Building a Cubic Kilometre Neutrino Telescope in the Deep Mediterranean Sea

KM3NeT is a future deep-sea research facility that will be built at depths between 2.5 and 5km in the Mediterranean Sea. The facility will host several hundreds of detection units, which are vertical mechanical structures that suspend very sensitive optical sensor modules. For this design, novel deployment methods were recently tested in the Ionian Sea (Eastern Mediterranean Sea). Eventually, some 10,000 optical modules distributed over about 600 detection units of 700m length and moored 100m apart will constitute a neutrino telescope (NeT) that occupies several cubic kilometres (km3). The array will also be used for unique oceanographic observations.

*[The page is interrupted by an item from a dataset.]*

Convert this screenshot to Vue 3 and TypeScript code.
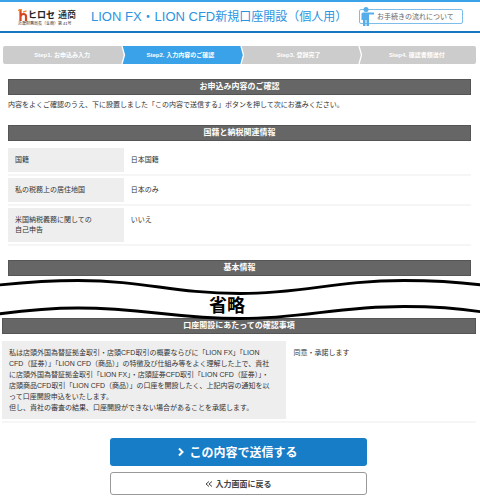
<script setup lang="ts">
interface Row {
  label: string[]
  value: string
}

const steps: string[] = ['Step1. お申込み入力', 'Step2. 入力内容のご確認', 'Step3. 登録完了', 'Step4. 確認書類送付']
const currentStep = 1

const rows: Row[] = [
  { label: ['国籍'], value: '日本国籍' },
  { label: ['私の税務上の居住地国'], value: '日本のみ' },
  { label: ['米国納税義務に関しての', '自己申告'], value: 'いいえ' },
]

const consent: string[] = [
  '私は店頭外国為替証拠金取引・店頭CFD取引の概要ならびに「LION FX」「LION',
  'CFD（証券）」「LION CFD（商品）」の特徴及び仕組み等をよく理解した上で、貴社',
  'に店頭外国為替証拠金取引「LION FX」・店頭証券CFD取引「LION CFD（証券）」・',
  '店頭商品CFD取引「LION CFD（商品）」の口座を開設したく、上記内容の通知を以',
  'って口座開設申込をいたします。',
  '但し、貴社の審査の結果、口座開設ができない場合があることを承諾します。',
]
</script>

<template>
  <div class="page">
    <header class="header">
      <div class="brand">
        <div class="brand-name">
          <svg class="mark" viewBox="0 0 10 12" aria-hidden="true">
            <path d="M2.500 0V12M2.500 7.500Q3 5 5.500 5Q8 5 8 7.500V12" fill="none" stroke="#d9431c" stroke-width="2.200" />
            <path d="M0 1.500L3 0.500M5 3.200L8.500 1.800" fill="none" stroke="#f08a2c" stroke-width="1.400" />
          </svg>
          <span class="kana">ヒロセ</span><span class="kanji">通商</span>
        </div>
        <div class="license">近畿財務局長（金商）第 41号</div>
      </div>
      <h1 class="title"><span class="latin">LION FX・LION CFD</span>新規口座開設（個人用）</h1>
      <a class="guide" href="#flow">
        <svg class="person" viewBox="0 0 14 19" aria-hidden="true">
          <rect x="0" y="4" width="13" height="3" fill="#fff" />
          <circle cx="6" cy="2.500" r="2.500" />
          <path d="M3 5.500H14V7.500H9V19H6.500V13H5.500V19H3V13H1.500V7Q1.500 5.500 3 5.500Z" />
        </svg>
        <span>お手続きの流れについて</span>
      </a>
    </header>

    <ol class="steps">
      <li v-for="(step, i) in steps" :key="step" :class="{ current: i === currentStep }">
        <span>{{ step }}</span>
        <svg v-if="i < steps.length - 1" class="arrow" viewBox="0 0 6 18" preserveAspectRatio="none" aria-hidden="true">
          <path class="tip" d="M0 0H1L3.500 9L1 18H0Z" />
          <path d="M1 0L3.500 9L1 18" fill="none" stroke="#fff" stroke-width="1.300" />
        </svg>
      </li>
    </ol>

    <main>
      <section class="upper">
        <h2>お申込み内容のご確認</h2>
        <p class="note">内容をよくご確認のうえ、下に設置しました「この内容で送信する」ボタンを押して次にお進みください。</p>
        <h2>国籍と納税関連情報</h2>
        <dl class="rows">
          <div v-for="row in rows" :key="row.value" class="row">
            <dt><span v-for="line in row.label" :key="line" class="line">{{ line }}</span></dt>
            <dd>{{ row.value }}</dd>
          </div>
        </dl>
        <h2>基本情報</h2>
      </section>

      <div class="omission">
        <svg viewBox="0 0 480 44" preserveAspectRatio="none" aria-hidden="true">
          <path d="M-2 7C28 4 52 2.500 78 2.500C146 2.500 172 15.500 240 15.500C306 15.500 334 2.500 404 2.500C432 2.500 458 4 482 7V34C458 30 432 28.500 404 28.500C334 28.500 306 40.500 240 40.500C172 40.500 146 30 78 30C52 30 28 32 -2 36Z" fill="#fff" />
          <path d="M-2 7C28 4 52 2.500 78 2.500C146 2.500 172 15.500 240 15.500C306 15.500 334 2.500 404 2.500C432 2.500 458 4 482 7M-2 36C28 32 52 30 78 30C146 30 172 40.500 240 40.500C306 40.500 334 28.500 404 28.500C432 28.500 458 30 482 34" fill="none" stroke="#000" stroke-width="2.800" />
        </svg>
        <strong>省略</strong>
      </div>

      <section class="lower">
        <h2>口座開設にあたっての確認事項</h2>
        <dl class="rows">
          <div class="row">
            <dt><span v-for="line in consent" :key="line" class="line">{{ line }}</span></dt>
            <dd>同意・承諾します</dd>
          </div>
        </dl>
      </section>

      <div class="actions">
        <button class="submit" type="button">
          <svg viewBox="0 0 6 10" aria-hidden="true"><path d="M1 1.500L4.500 5L1 8.500" /></svg>
          <span>この内容で送信する</span>
        </button>
        <button class="back" type="button">
          <svg viewBox="0 0 8 6" aria-hidden="true"><path d="M4 0.500L1 3L4 5.500M7 0.500L4 3L7 5.500" /></svg>
          <span>入力画面に戻る</span>
        </button>
      </div>
    </main>
  </div>
</template>

<style>
body {
  margin: 0;
  background: #fff;
}
</style>

<style scoped>
.page {
  font-family: "Liberation Sans", "Noto Sans CJK JP", sans-serif;
  font-size: 7px;
  line-height: 10px;
  color: #333;
}
h1, h2, p, dl, dd, ol {
  margin: 0;
  padding: 0;
}
.header {
  box-sizing: border-box;
  height: 33px;
  border-top: 2px solid #3aa2e8;
  border-bottom: 2px solid #1878bf;
  padding: 0 17px 0 18px;
  display: flex;
  align-items: center;
  white-space: nowrap;
}
.brand {
  width: 73px;
  padding-top: 3px;
}
.brand-name {
  display: flex;
  align-items: center;
  height: 12px;
  color: #222;
}
.mark {
  width: 10px;
  height: 12px;
}
.kana {
  font-size: 9px;
  font-weight: 700;
}
.kanji {
  font-size: 9px;
  font-weight: 500;
  margin-left: 3px;
}
.license {
  font-size: 4px;
  line-height: 6px;
}
.title {
  font-size: 12px;
  line-height: 20px;
  font-weight: 400;
  color: #2b94e0;
}
.latin {
  font-size: 13px;
}
.guide {
  box-sizing: border-box;
  width: 104px;
  height: 15px;
  margin-left: auto;
  border: 1px solid #7cbdec;
  border-radius: 2px;
  display: flex;
  align-items: center;
  gap: 3px;
  color: #666;
  font-size: 7px;
  text-decoration: none;
}
.person {
  width: 14px;
  height: 19px;
  flex: none;
  fill: #55aeea;
}
.steps {
  display: flex;
  margin: 13px 4px 0 3px;
  list-style: none;
  border-radius: 2px;
  overflow: hidden;
}
.steps li {
  position: relative;
  flex: 1;
  height: 18px;
  display: flex;
  align-items: center;
  justify-content: center;
  background: #ccc;
  color: #fff;
  font-size: 6px;
  font-weight: 700;
}
.steps .current {
  background: #3aa2e8;
}
.arrow {
  position: absolute;
  z-index: 1;
  left: 100%;
  top: 0;
  width: 6px;
  height: 18px;
}
.tip {
  fill: #ccc;
}
.current .tip {
  fill: #3aa2e8;
}
h2 {
  box-sizing: border-box;
  height: 16px;
  border: 1px solid #555;
  background: #666;
  color: #fff;
  font-size: 8px;
  line-height: 14px;
  text-align: center;
}
.upper {
  padding: 15px 9px 0 8px;
}
.note {
  padding: 5px 0 15px;
}
.upper .rows {
  padding: 7px 0 14px;
}
.row {
  display: flex;
  border-bottom: 2px solid #f6f6f6;
  padding-bottom: 2px;
}
.row + .row {
  margin-top: 2px;
}
dt {
  box-sizing: border-box;
  width: 25%;
  padding: 7px;
  background: #eee;
}
dd {
  padding: 7px;
}
.line {
  display: block;
  white-space: nowrap;
}
.omission {
  position: relative;
  z-index: 1;
  height: 44px;
  margin: 2px 0 -4px;
  display: flex;
  align-items: center;
  justify-content: center;
}
.omission svg {
  position: absolute;
  inset: 0;
  width: 100%;
  height: 100%;
}
.omission strong {
  position: relative;
  font-size: 18px;
  line-height: 20px;
  color: #000;
  padding: 12px 26px 0 0;
}
.lower {
  padding: 0 4px 0 2px;
}
.lower .rows {
  padding-top: 7px;
}
.lower dt {
  width: 60%;
  padding: 6px 7px;
  line-height: 11px;
}
.lower dd {
  line-height: 11px;
  padding-top: 6px;
}
.actions {
  display: grid;
  grid-template-columns: 257px;
  justify-content: center;
  gap: 6px;
  padding: 15px 4px 0 0;
}
.actions button {
  display: flex;
  align-items: center;
  justify-content: center;
  gap: 5px;
  margin: 0;
  padding: 0;
  border-radius: 3px;
  font-family: inherit;
  font-weight: 700;
}
.actions svg {
  fill: none;
  stroke: currentColor;
}
.actions .submit {
  height: 28px;
  border: 0;
  background: #177dc7;
  color: #fff;
  font-size: 12px;
}
.submit svg {
  width: 6px;
  height: 10px;
  stroke-width: 2;
}
.submit span {
  padding-bottom: 1px;
}
.actions .back {
  height: 23px;
  border: 1px solid #999;
  background: #fff;
  color: #444;
  font-size: 8px;
  gap: 3px;
}
.back svg {
  width: 8px;
  height: 6px;
}
</style>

All matter consists of three point-like elementary particles, the smallest building blocks in nature: quarks and leptons. The most familiar lepton is the electron, another is the neutrino. The speciality of neutrinos is that they are electrically neutral, have very low mass and only weakly interact with matter: they grow very old. As a result, they can probe the deepest universe and, if detected, can provide us with new information that has been created a very long time ago, i.e. billions of years. They are the only particles that can bring information from the core of an astrophysical object. However, they are very hard to detect. Even though about 1 million neutrinos pass a human finger nail unnoticed every second, high-energy neutrino detectors must be massive (1012 kg). One possibility is to construct a large neutrino telescope in the deep sea. This article describes one of the construction’s unusual underwater mooring techniques.

Detection Principle

The Earth can be used as a huge target, whereby a large volume, at least a cubic kilometre, of deep-sea water is instrumented with a three-dimensional array of optical modules (OMs). Such modules consist of very sensitive photomultiplier tubes (PMTs), which are housed in transparent pressure vessels of glass spheres. The PMTs face towards the bottom to (indirectly) detect neutrinos crossing the earth. If a neutrino interacts with matter an electrically charged muon-particle is produced. As the muons move faster in water than the speed of light they produce an optical light-cone, similar to a sonic ‘boom’, in the blue, Cherenkov, light. This light is detectable in transparent media like water and ice. Measuring the arrival time of the light at the optical sensors enables the reconstruction of the path of the muon travelling through the detector. Hence, the path of the neutrino can be reconstructed.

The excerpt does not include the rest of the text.